WHAT IS BEING ASKED » Look for "styles" in the listing below. Gather each line that contains it.

RECORDS SUPPLIED »
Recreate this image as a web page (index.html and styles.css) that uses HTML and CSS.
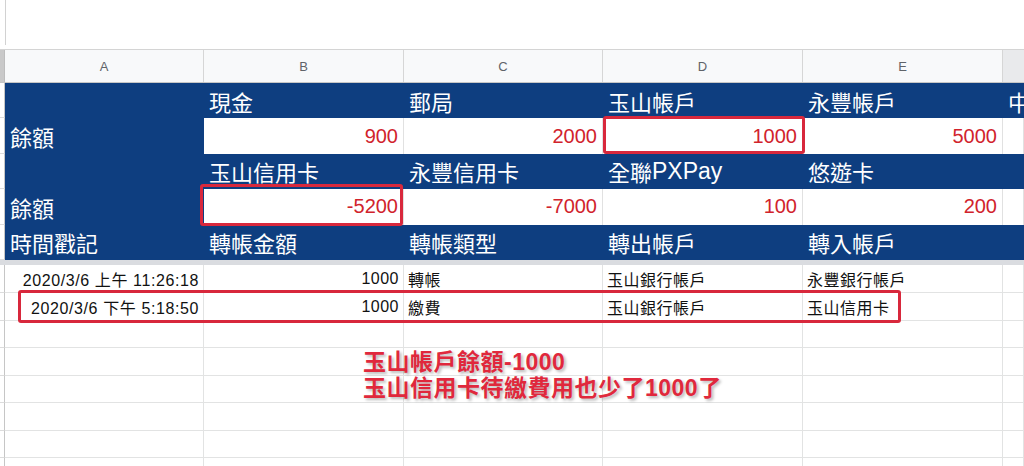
...
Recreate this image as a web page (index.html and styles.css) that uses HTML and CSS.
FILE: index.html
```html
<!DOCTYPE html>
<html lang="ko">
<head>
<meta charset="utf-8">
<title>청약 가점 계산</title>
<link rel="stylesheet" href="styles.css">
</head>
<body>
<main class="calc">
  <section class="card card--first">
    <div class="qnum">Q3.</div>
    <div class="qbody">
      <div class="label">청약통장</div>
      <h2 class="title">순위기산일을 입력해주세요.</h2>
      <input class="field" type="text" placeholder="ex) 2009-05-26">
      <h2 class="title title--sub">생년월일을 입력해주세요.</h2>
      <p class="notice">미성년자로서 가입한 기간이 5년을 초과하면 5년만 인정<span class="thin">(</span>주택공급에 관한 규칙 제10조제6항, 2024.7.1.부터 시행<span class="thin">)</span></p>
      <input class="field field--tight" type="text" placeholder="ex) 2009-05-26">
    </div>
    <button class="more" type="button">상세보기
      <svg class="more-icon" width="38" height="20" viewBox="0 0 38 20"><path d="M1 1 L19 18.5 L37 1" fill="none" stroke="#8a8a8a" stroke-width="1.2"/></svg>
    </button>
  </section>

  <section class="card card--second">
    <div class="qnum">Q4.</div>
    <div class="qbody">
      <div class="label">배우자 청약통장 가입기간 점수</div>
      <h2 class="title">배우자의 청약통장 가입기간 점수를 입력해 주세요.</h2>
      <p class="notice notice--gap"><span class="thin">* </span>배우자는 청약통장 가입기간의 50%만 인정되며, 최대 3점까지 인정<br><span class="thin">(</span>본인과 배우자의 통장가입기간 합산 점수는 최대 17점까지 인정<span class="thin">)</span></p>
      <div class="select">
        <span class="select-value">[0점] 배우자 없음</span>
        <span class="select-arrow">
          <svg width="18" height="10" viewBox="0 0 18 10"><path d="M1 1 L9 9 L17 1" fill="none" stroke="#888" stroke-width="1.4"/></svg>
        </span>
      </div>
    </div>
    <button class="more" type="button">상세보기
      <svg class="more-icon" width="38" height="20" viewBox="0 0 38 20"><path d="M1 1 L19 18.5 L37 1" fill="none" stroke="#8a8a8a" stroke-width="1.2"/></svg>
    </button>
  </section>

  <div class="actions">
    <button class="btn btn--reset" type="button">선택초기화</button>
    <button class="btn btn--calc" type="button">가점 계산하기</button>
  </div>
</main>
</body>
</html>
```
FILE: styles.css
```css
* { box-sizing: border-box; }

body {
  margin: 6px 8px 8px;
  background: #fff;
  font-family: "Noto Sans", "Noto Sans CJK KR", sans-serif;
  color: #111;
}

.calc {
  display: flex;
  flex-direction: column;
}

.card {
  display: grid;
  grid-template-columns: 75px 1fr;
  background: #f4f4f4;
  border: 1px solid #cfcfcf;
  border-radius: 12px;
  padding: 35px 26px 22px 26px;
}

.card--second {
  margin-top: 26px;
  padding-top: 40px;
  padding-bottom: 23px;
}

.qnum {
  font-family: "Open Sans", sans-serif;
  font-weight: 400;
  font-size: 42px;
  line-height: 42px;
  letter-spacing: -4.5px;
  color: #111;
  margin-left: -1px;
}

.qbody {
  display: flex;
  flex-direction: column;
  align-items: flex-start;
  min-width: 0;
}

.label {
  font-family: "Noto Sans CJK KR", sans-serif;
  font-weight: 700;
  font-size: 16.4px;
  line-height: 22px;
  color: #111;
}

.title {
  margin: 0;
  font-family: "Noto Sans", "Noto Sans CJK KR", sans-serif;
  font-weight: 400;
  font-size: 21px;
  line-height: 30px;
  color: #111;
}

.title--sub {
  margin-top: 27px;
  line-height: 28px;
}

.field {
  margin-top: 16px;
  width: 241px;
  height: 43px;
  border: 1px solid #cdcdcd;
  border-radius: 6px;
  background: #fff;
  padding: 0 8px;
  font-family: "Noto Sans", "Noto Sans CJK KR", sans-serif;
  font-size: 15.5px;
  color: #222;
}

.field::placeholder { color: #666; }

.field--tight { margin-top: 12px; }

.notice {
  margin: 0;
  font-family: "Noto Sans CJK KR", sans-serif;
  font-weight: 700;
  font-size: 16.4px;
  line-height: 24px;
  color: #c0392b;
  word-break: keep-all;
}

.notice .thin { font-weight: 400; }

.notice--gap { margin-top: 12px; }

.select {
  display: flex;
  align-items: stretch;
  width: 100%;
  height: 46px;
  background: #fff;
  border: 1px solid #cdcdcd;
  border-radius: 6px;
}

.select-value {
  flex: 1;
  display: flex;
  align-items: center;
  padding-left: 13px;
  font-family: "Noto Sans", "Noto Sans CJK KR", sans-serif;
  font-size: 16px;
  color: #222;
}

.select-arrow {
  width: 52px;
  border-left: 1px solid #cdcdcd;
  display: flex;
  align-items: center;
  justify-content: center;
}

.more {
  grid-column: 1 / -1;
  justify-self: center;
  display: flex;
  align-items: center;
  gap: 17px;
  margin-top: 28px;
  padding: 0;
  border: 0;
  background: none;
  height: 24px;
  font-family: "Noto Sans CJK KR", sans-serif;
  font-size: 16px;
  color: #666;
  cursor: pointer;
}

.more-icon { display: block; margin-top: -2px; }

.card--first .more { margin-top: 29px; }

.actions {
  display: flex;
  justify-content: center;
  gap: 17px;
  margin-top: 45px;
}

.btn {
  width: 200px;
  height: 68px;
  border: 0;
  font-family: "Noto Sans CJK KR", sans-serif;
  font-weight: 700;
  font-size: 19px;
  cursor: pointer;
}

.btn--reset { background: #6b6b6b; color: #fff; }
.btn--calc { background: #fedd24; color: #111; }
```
---
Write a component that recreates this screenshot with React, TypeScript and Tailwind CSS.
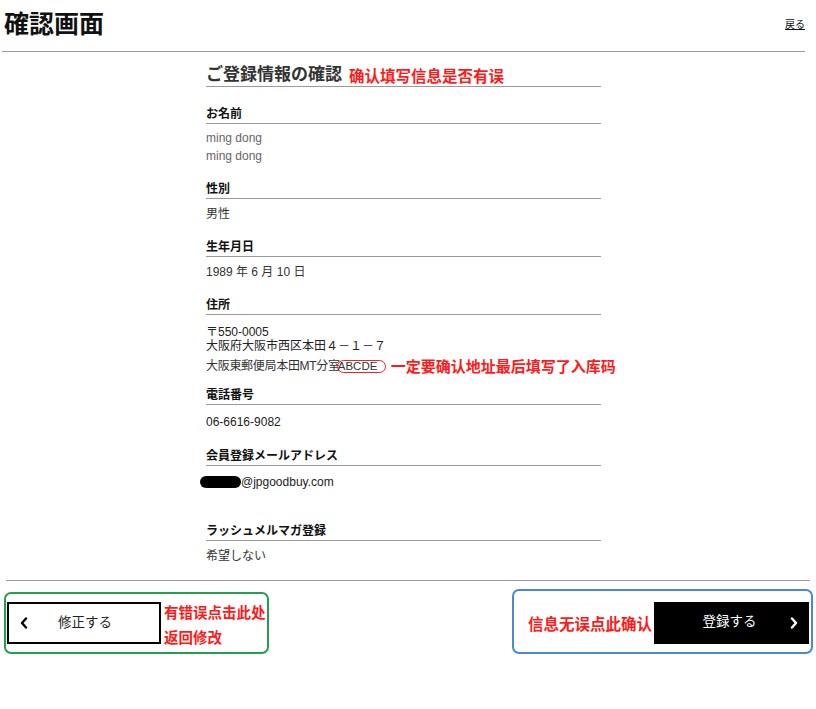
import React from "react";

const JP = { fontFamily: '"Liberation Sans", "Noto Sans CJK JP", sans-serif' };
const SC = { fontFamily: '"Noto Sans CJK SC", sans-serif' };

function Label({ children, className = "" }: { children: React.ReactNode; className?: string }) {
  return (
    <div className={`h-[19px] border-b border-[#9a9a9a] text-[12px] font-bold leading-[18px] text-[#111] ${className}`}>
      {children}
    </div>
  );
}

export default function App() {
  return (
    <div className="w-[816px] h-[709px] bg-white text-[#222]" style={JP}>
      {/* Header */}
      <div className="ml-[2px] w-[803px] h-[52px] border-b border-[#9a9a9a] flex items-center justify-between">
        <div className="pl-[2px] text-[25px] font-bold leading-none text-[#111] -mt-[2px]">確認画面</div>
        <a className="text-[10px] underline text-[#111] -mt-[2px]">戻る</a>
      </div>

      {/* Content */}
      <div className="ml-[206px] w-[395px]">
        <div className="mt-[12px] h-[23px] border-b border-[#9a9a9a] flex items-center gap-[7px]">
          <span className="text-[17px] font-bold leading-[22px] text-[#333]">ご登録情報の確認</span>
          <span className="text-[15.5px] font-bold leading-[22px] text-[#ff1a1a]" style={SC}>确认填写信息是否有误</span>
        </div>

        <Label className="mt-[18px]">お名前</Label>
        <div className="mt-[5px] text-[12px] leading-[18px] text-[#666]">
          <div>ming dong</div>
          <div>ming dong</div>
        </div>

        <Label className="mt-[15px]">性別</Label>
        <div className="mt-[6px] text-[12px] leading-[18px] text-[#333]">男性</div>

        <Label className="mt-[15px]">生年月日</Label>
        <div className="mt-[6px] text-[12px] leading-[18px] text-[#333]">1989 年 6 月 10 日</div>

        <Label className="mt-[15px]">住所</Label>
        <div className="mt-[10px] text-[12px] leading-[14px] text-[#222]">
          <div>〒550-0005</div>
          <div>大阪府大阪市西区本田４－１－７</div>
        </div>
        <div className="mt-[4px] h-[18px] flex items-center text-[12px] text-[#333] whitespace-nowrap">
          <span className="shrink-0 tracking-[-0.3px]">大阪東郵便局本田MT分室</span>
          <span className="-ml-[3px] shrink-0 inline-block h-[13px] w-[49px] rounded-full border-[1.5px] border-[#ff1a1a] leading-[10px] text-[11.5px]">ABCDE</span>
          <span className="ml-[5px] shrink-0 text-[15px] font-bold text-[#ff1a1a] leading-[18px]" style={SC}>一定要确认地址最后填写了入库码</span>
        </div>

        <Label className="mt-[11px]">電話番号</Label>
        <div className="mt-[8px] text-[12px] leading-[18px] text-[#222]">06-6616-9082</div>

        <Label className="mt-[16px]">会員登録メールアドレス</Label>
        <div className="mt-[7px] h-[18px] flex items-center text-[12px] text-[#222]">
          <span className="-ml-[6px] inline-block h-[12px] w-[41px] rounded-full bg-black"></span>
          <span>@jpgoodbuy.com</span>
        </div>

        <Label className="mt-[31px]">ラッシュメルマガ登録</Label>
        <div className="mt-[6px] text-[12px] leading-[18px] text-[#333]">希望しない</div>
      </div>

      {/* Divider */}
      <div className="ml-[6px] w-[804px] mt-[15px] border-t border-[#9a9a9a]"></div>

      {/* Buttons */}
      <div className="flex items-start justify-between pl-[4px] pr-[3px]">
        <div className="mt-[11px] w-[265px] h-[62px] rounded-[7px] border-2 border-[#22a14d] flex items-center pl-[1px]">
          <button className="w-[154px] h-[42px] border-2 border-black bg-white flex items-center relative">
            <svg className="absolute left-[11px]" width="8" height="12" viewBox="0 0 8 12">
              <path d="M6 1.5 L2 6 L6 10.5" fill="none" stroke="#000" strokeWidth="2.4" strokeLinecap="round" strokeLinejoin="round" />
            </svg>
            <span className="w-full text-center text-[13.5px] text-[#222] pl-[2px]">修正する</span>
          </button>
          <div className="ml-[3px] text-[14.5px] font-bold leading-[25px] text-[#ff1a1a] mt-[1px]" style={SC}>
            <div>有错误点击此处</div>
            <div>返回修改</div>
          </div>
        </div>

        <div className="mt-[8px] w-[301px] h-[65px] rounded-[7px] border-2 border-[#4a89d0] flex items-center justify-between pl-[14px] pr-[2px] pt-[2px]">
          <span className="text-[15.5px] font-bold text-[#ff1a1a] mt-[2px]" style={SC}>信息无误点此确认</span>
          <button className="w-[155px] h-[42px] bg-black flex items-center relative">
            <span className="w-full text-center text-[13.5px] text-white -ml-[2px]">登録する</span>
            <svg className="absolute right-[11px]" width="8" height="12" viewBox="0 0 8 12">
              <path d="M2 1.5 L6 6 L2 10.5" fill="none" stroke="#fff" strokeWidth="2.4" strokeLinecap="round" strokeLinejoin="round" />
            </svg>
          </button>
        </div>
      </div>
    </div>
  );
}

IN RESPONSE »
Recreate this image as a web page (index.html and styles.css) that uses HTML and CSS.
Recreate this image as a web page (index.html and styles.css) that uses HTML and CSS.
<link rel="stylesheet" href="styles.css">
FILE: styles.css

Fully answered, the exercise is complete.